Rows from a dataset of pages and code

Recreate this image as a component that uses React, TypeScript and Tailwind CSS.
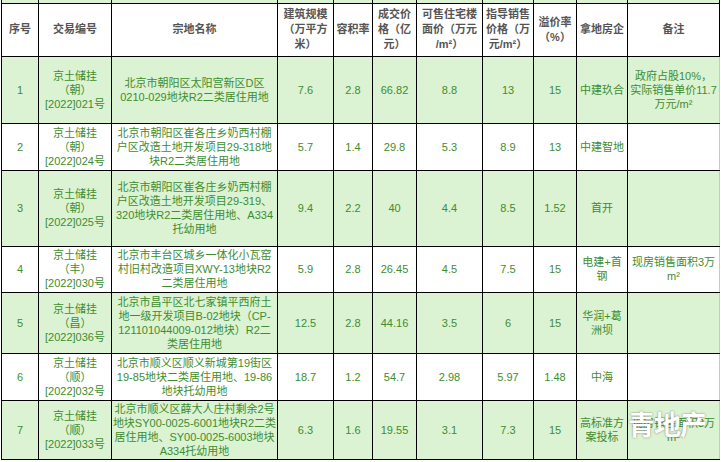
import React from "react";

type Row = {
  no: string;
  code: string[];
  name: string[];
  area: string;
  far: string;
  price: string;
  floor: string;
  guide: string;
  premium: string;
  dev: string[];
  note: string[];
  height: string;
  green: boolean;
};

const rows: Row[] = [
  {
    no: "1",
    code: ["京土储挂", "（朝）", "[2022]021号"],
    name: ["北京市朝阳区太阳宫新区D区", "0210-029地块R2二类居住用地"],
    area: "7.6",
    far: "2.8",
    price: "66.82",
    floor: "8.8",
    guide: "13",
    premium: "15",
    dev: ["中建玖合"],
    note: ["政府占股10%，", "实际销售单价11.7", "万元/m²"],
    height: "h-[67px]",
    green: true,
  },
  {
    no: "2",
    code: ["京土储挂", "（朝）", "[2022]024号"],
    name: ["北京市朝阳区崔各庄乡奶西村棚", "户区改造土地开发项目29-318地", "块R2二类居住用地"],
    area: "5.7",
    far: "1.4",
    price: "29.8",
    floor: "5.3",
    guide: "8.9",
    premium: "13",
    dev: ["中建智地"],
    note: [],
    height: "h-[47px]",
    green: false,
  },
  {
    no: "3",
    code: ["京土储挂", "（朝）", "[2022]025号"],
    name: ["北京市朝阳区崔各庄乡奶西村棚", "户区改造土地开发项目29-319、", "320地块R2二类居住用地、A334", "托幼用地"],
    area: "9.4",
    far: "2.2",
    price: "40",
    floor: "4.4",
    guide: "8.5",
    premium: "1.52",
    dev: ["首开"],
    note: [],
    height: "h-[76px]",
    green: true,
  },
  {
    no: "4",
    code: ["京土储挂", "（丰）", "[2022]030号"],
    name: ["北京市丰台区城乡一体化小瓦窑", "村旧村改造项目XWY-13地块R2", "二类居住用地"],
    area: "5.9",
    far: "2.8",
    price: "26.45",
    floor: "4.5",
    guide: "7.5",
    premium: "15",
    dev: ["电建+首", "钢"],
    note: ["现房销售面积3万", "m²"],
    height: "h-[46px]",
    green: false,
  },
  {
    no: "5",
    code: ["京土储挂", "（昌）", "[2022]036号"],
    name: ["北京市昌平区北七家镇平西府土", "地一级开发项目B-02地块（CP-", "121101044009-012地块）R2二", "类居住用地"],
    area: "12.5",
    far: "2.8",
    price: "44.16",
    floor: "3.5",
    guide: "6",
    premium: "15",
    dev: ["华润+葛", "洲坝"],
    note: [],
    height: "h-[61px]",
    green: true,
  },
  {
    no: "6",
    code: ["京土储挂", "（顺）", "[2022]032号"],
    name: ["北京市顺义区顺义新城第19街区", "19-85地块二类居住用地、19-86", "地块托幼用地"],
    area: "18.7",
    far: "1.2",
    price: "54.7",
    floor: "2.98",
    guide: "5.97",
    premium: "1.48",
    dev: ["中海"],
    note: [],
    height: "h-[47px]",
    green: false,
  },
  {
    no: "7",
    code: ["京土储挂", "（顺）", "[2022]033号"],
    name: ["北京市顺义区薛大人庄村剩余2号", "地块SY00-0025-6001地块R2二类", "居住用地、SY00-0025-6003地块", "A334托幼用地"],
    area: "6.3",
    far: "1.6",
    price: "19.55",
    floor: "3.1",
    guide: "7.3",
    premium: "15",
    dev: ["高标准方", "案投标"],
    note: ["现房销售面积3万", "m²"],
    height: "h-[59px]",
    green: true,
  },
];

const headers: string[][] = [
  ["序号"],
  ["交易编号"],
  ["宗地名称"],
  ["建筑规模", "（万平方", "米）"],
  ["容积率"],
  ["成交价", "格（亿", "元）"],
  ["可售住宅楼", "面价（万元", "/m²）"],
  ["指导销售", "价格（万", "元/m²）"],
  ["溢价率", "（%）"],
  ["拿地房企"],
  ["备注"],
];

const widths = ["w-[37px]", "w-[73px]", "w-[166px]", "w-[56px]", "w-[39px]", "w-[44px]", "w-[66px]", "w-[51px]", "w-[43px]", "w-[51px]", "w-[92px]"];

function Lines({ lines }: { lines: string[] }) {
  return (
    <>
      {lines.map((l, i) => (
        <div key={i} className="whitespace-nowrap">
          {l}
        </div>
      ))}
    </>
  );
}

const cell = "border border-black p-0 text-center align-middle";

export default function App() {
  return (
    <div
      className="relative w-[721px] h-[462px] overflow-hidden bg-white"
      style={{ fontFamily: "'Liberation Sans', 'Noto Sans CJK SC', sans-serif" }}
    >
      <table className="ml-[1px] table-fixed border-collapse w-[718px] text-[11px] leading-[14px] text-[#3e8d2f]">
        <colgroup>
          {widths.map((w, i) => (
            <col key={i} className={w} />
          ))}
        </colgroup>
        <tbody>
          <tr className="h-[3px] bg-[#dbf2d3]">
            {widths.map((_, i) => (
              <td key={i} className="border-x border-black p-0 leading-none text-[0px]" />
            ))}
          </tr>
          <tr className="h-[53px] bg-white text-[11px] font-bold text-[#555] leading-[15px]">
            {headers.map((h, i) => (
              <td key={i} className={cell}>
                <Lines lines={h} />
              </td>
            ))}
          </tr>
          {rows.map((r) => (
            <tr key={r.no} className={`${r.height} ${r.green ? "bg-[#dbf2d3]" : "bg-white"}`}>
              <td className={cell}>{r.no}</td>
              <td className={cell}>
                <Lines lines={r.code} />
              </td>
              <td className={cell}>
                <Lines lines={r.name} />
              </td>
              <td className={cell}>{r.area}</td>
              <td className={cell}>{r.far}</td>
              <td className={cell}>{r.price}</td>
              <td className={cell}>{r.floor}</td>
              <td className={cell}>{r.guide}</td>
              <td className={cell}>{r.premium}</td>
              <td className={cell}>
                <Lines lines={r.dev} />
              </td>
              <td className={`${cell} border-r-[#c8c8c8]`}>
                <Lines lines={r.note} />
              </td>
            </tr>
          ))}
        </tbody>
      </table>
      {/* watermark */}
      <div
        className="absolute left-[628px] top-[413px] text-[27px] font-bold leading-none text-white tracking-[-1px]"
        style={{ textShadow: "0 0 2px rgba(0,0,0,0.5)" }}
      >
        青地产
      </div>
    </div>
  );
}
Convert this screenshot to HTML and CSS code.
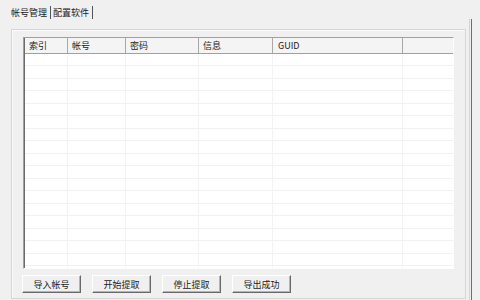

• [The exercise]
Word for word, quote the full listing, omitting every picture.

• [Task result]
Recreate this image as a component that uses React, TypeScript and Tailwind CSS.
import React from "react";

type Row = {
  no: string;
  code: string[];
  name: string[];
  area: string;
  far: string;
  price: string;
  floor: string;
  guide: string;
  premium: string;
  dev: string[];
  note: string[];
  height: string;
  green: boolean;
};

const rows: Row[] = [
  {
    no: "1",
    code: ["京土储挂", "（朝）", "[2022]021号"],
    name: ["北京市朝阳区太阳宫新区D区", "0210-029地块R2二类居住用地"],
    area: "7.6",
    far: "2.8",
    price: "66.82",
    floor: "8.8",
    guide: "13",
    premium: "15",
    dev: ["中建玖合"],
    note: ["政府占股10%，", "实际销售单价11.7", "万元/m²"],
    height: "h-[67px]",
    green: true,
  },
  {
    no: "2",
    code: ["京土储挂", "（朝）", "[2022]024号"],
    name: ["北京市朝阳区崔各庄乡奶西村棚", "户区改造土地开发项目29-318地", "块R2二类居住用地"],
    area: "5.7",
    far: "1.4",
    price: "29.8",
    floor: "5.3",
    guide: "8.9",
    premium: "13",
    dev: ["中建智地"],
    note: [],
    height: "h-[47px]",
    green: false,
  },
  {
    no: "3",
    code: ["京土储挂", "（朝）", "[2022]025号"],
    name: ["北京市朝阳区崔各庄乡奶西村棚", "户区改造土地开发项目29-319、", "320地块R2二类居住用地、A334", "托幼用地"],
    area: "9.4",
    far: "2.2",
    price: "40",
    floor: "4.4",
    guide: "8.5",
    premium: "1.52",
    dev: ["首开"],
    note: [],
    height: "h-[76px]",
    green: true,
  },
  {
    no: "4",
    code: ["京土储挂", "（丰）", "[2022]030号"],
    name: ["北京市丰台区城乡一体化小瓦窑", "村旧村改造项目XWY-13地块R2", "二类居住用地"],
    area: "5.9",
    far: "2.8",
    price: "26.45",
    floor: "4.5",
    guide: "7.5",
    premium: "15",
    dev: ["电建+首", "钢"],
    note: ["现房销售面积3万", "m²"],
    height: "h-[46px]",
    green: false,
  },
  {
    no: "5",
    code: ["京土储挂", "（昌）", "[2022]036号"],
    name: ["北京市昌平区北七家镇平西府土", "地一级开发项目B-02地块（CP-", "121101044009-012地块）R2二", "类居住用地"],
    area: "12.5",
    far: "2.8",
    price: "44.16",
    floor: "3.5",
    guide: "6",
    premium: "15",
    dev: ["华润+葛", "洲坝"],
    note: [],
    height: "h-[61px]",
    green: true,
  },
  {
    no: "6",
    code: ["京土储挂", "（顺）", "[2022]032号"],
    name: ["北京市顺义区顺义新城第19街区", "19-85地块二类居住用地、19-86", "地块托幼用地"],
    area: "18.7",
    far: "1.2",
    price: "54.7",
    floor: "2.98",
    guide: "5.97",
    premium: "1.48",
    dev: ["中海"],
    note: [],
    height: "h-[47px]",
    green: false,
  },
  {
    no: "7",
    code: ["京土储挂", "（顺）", "[2022]033号"],
    name: ["北京市顺义区薛大人庄村剩余2号", "地块SY00-0025-6001地块R2二类", "居住用地、SY00-0025-6003地块", "A334托幼用地"],
    area: "6.3",
    far: "1.6",
    price: "19.55",
    floor: "3.1",
    guide: "7.3",
    premium: "15",
    dev: ["高标准方", "案投标"],
    note: ["现房销售面积3万", "m²"],
    height: "h-[59px]",
    green: true,
  },
];

const headers: string[][] = [
  ["序号"],
  ["交易编号"],
  ["宗地名称"],
  ["建筑规模", "（万平方", "米）"],
  ["容积率"],
  ["成交价", "格（亿", "元）"],
  ["可售住宅楼", "面价（万元", "/m²）"],
  ["指导销售", "价格（万", "元/m²）"],
  ["溢价率", "（%）"],
  ["拿地房企"],
  ["备注"],
];

const widths = ["w-[37px]", "w-[73px]", "w-[166px]", "w-[56px]", "w-[39px]", "w-[44px]", "w-[66px]", "w-[51px]", "w-[43px]", "w-[51px]", "w-[92px]"];

function Lines({ lines }: { lines: string[] }) {
  return (
    <>
      {lines.map((l, i) => (
        <div key={i} className="whitespace-nowrap">
          {l}
        </div>
      ))}
    </>
  );
}

const cell = "border border-black p-0 text-center align-middle";

export default function App() {
  return (
    <div
      className="relative w-[721px] h-[462px] overflow-hidden bg-white"
      style={{ fontFamily: "'Liberation Sans', 'Noto Sans CJK SC', sans-serif" }}
    >
      <table className="ml-[1px] table-fixed border-collapse w-[718px] text-[11px] leading-[14px] text-[#3e8d2f]">
        <colgroup>
          {widths.map((w, i) => (
            <col key={i} className={w} />
          ))}
        </colgroup>
        <tbody>
          <tr className="h-[3px] bg-[#dbf2d3]">
            {widths.map((_, i) => (
              <td key={i} className="border-x border-black p-0 leading-none text-[0px]" />
            ))}
          </tr>
          <tr className="h-[53px] bg-white text-[11px] font-bold text-[#555] leading-[15px]">
            {headers.map((h, i) => (
              <td key={i} className={cell}>
                <Lines lines={h} />
              </td>
            ))}
          </tr>
          {rows.map((r) => (
            <tr key={r.no} className={`${r.height} ${r.green ? "bg-[#dbf2d3]" : "bg-white"}`}>
              <td className={cell}>{r.no}</td>
              <td className={cell}>
                <Lines lines={r.code} />
              </td>
              <td className={cell}>
                <Lines lines={r.name} />
              </td>
              <td className={cell}>{r.area}</td>
              <td className={cell}>{r.far}</td>
              <td className={cell}>{r.price}</td>
              <td className={cell}>{r.floor}</td>
              <td className={cell}>{r.guide}</td>
              <td className={cell}>{r.premium}</td>
              <td className={cell}>
                <Lines lines={r.dev} />
              </td>
              <td className={`${cell} border-r-[#c8c8c8]`}>
                <Lines lines={r.note} />
              </td>
            </tr>
          ))}
        </tbody>
      </table>
      {/* watermark */}
      <div
        className="absolute left-[628px] top-[413px] text-[27px] font-bold leading-none text-white tracking-[-1px]"
        style={{ textShadow: "0 0 2px rgba(0,0,0,0.5)" }}
      >
        青地产
      </div>
    </div>
  );
}
Convert this screenshot to HTML and CSS code.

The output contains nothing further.